No progress on build, but did have an opportunity to test drive the work in progress. I must admit that I was a little skeptical of the excitement that I had previously heard about drawer systems, but I can now see why people are such big fans of these.

I loved the extra functionality it provided. The table top that extends on top of the drawer was actually one my very FAVORITE features--I used it all the time!

The other practical lesson from the trip made me think about how to I best get access to:

1) Water
2) Compressed air
3) 110v power

All things that I needed, can see my self needing every-time I go camping. So I'm thinking through my "wing" design to see how these factors should come to play (pretty sure it maybe impossible to effectively address all three with the wing design alone...)

20130719_074835.jpg
 
Not sure whether you already have onboard fresh water and on-board air, but I think it would be great to use that side wing area to mount the inverter, or at least an outlet wired from the inverter, an OBA outlet and a water outlet.

So you like that idea :) I have spent a a lot of time touring through Australia, and water, AC power and air we needed to be accessed daily. Pulling an air compresses out of a drawer, handling heavy water jugs or looking for your inverter can become a hassle.

I ended up building a 10 gallon stainless water tank, mounted under the truck, routed the plumbing up to a few different places a) tap outlet at the back, b) thin hoses with nozzles mounted on the outside of the b pillar between front and rear doors on both sides of the truck. Those are handy for washing of dirty/sandy feet.
 
Progress Update

Things have been moving along, but slowly. I'm in the process of designing and building the wing.

The pictures show the on-board air, 110v + USB outlets. The output air is just for filling up tires for now (not enough volume for air tools), but I've built it so that I can upgrade the air system later while still using the same drawer setup.

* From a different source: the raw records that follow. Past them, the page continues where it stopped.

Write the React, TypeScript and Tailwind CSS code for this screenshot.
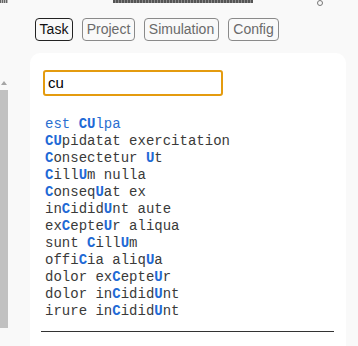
import React from "react";

const items: { text: string; marks: number[] }[] = [
  { text: "est culpa", marks: [4, 5] },
  { text: "cupidatat exercitation", marks: [0, 1] },
  { text: "consectetur ut", marks: [0, 12] },
  { text: "cillum nulla", marks: [0, 4] },
  { text: "consequat ex", marks: [0, 6] },
  { text: "incididunt aute", marks: [2, 7] },
  { text: "excepteur aliqua", marks: [2, 7] },
  { text: "sunt cillum", marks: [5, 9] },
  { text: "officia aliqua", marks: [4, 12] },
  { text: "dolor excepteur", marks: [8, 13] },
  { text: "dolor incididunt", marks: [8, 13] },
  { text: "irure incididunt", marks: [8, 13] },
];

function Row({ text, marks, active }: { text: string; marks: number[]; active: boolean }) {
  return (
    <div className={active ? "text-[#2a6fd0]" : "text-[#3a3a3a]"}>
      {text.split("").map((ch, i) =>
        marks.includes(i) ? (
          <span key={i} className="font-bold uppercase text-[#1f6ad6]">
            {ch}
          </span>
        ) : (
          <span key={i}>{ch}</span>
        )
      )}
    </div>
  );
}

export default function App() {
  const tabs = [
    { label: "Task", w: "w-[38px]", active: true },
    { label: "Project", w: "w-[53px]", active: false },
    { label: "Simulation", w: "w-[75px]", active: false },
    { label: "Config", w: "w-[51px]", active: false },
  ];
  return (
    <div
      className="relative w-[358px] h-[346px] overflow-hidden bg-[#f9f9f9]"
      style={{ fontFamily: '"Liberation Sans", Arial, sans-serif' }}
    >
      {/* top clipped decorations */}
      <div className="absolute left-0 top-0 w-[8px] h-[3px] bg-[repeating-linear-gradient(90deg,#666_0_1px,#bbb_1px_2px)]" />
      <div className="absolute left-[113px] top-0 w-[140px] h-[3px] bg-[repeating-linear-gradient(90deg,#555_0_2px,#8a8a8a_2px_3px)]" />
      <div className="absolute left-[317px] top-[0px] w-[6px] h-[6px] rounded-full border border-[#777]" />

      <div className="flex gap-[9px] pl-[35px] pt-[18px]">
        {tabs.map((t) => (
          <div
            key={t.label}
            className={`${t.w} h-[23px] flex items-center justify-center rounded-[4px] border text-[14px] ${
              t.active
                ? "border-[#222] text-[#111]"
                : "border-[#8a8a8a] text-[#6a6a6a]"
            }`}
          >
            {t.label}
          </div>
        ))}
      </div>

      <div className="flex mt-[12px]">
        <div className="w-[30px] shrink-0 pt-[28px]">
          <div className="w-0 h-0 ml-[1px] border-l-[3.5px] border-r-[3.5px] border-b-[4px] border-l-transparent border-r-transparent border-b-[#a6a6a6]" />
          <div className="mt-[5px] w-[8px] h-[238px] bg-[#c1c1c1]" />
        </div>
        <div className="w-[316px] h-[300px] bg-white rounded-t-[10px] pt-[17px] pl-[13px]">
          <div className="w-[180px] h-[26px] rounded-[3px] border-2 border-[#e49b0f] flex items-center pl-[3px] text-[15px] text-black">
            cu
          </div>
          <div
            className="mt-[20px] pl-[2px] text-[14px] leading-[17px] whitespace-pre"
            style={{ fontFamily: '"Liberation Mono", "Courier New", monospace' }}
          >
            {items.map((t, i) => (
              <Row key={i} text={t.text} marks={t.marks} active={i === 0} />
            ))}
          </div>
          <div className="mt-[11px] -ml-[2px] w-[293px] h-px bg-[#333]" />
        </div>
      </div>
    </div>
  );
}
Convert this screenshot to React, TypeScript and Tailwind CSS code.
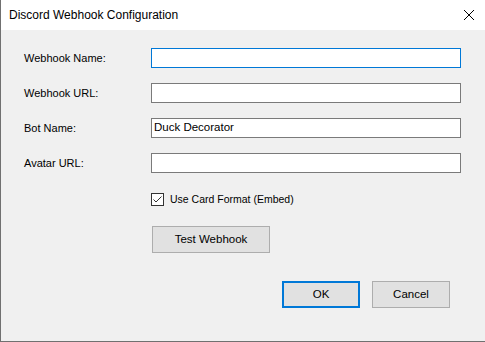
import React, { useState } from "react"

interface Field {
  label: string
  value: string
  focused?: boolean
}

const fields: Field[] = [
  { label: "Webhook Name:", value: "", focused: true },
  { label: "Webhook URL:", value: "" },
  { label: "Bot Name:", value: "Duck Decorator" },
  { label: "Avatar URL:", value: "" },
]

export default function App() {
  const [useEmbed, setUseEmbed] = useState(true)

  return (
    <div
      className="w-[485px] h-[342px] flex flex-col bg-[#f0f0f0] border-l border-b border-[#707070] text-[11px] text-black"
      style={{ fontFamily: '"Liberation Sans", Arial, sans-serif' }}
    >
      {/* Title bar */}
      <div className="h-[30px] shrink-0 bg-white flex items-center justify-between pl-2 pr-[9px]">
        <span className="text-[12px]">Discord Webhook Configuration</span>
        <svg width="12" height="12" viewBox="0 0 12 12" className="mr-[1px]">
          <path d="M1 1L11 11M11 1L1 11" stroke="#000" strokeWidth="1" />
        </svg>
      </div>

      {/* Form */}
      <div className="flex flex-col pl-[23px] pt-[18px]">
        <div className="flex flex-col gap-[15px]">
          {fields.map((f) => (
            <div key={f.label} className="flex items-center h-[20px]">
              <span className="w-[127px]">{f.label}</span>
              <div
                className={
                  "w-[310px] h-[20px] bg-white border flex items-center px-[2px] " +
                  (f.focused ? "border-[#0078d7]" : "border-[#7a7a7a]")
                }
              >
                <span className="text-[11.5px]">{f.value}</span>
              </div>
            </div>
          ))}
        </div>

        <div className="pl-[127px]">
          <label className="flex items-center gap-[6px] mt-[20px] h-[13px] cursor-default">
            <span
              onClick={() => setUseEmbed(!useEmbed)}
              className="w-[13px] h-[13px] border border-[#333] bg-white flex items-center justify-center"
            >
              {useEmbed && (
                <svg width="11" height="11" viewBox="0 0 11 11">
                  <path d="M1.5 5.5L4 8L9.5 2.5" stroke="#333" strokeWidth="1" fill="none" />
                </svg>
              )}
            </span>
            <span className="text-[10.5px]">Use Card Format (Embed)</span>
          </label>

          <button className="mt-[20px] ml-[1px] w-[118px] h-[27px] bg-[#e1e1e1] border border-[#adadad] text-[11.5px]">
            Test Webhook
          </button>
        </div>

        <div className="flex gap-[12px] mt-[28px] pl-[258px]">
          <button className="w-[78px] h-[27px] bg-[#e1e1e1] border-2 border-[#0078d7] text-[11.5px]">OK</button>
          <button className="w-[78px] h-[27px] bg-[#e1e1e1] border border-[#adadad] text-[11.5px]">Cancel</button>
        </div>
      </div>
    </div>
  )
}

I'm still missing all the buttons for turning the stuff on, and off. Those will go above the outlet and air hookup.

In addition, I'm in the process of designing a setup that will allow me to run all the electronics with or without the truck being on, but at the same time wanting to protect the battery from being accidentally drawn down too much. My approach is similar to the ARB fridge auto turn-off, where I will be using a low voltage cut-off circuit to disconnect the system once the battery voltage level falls too low (should be fully adjustable so I can set how "aggressive" I want to be with it.) Still thinking through the optimal design for the circuit.

Wing top coming together:
20130731_215502.jpg


Outlets starting to take shape:
20130731_173455.jpg


Some detail on how I'm implementing the connections behind the wing face plate. I crafted a little aluminum plate to make a high-strength connection for the air coupling that will be subject to more forces than the typical button presses, etc. that the rest of the face will experience.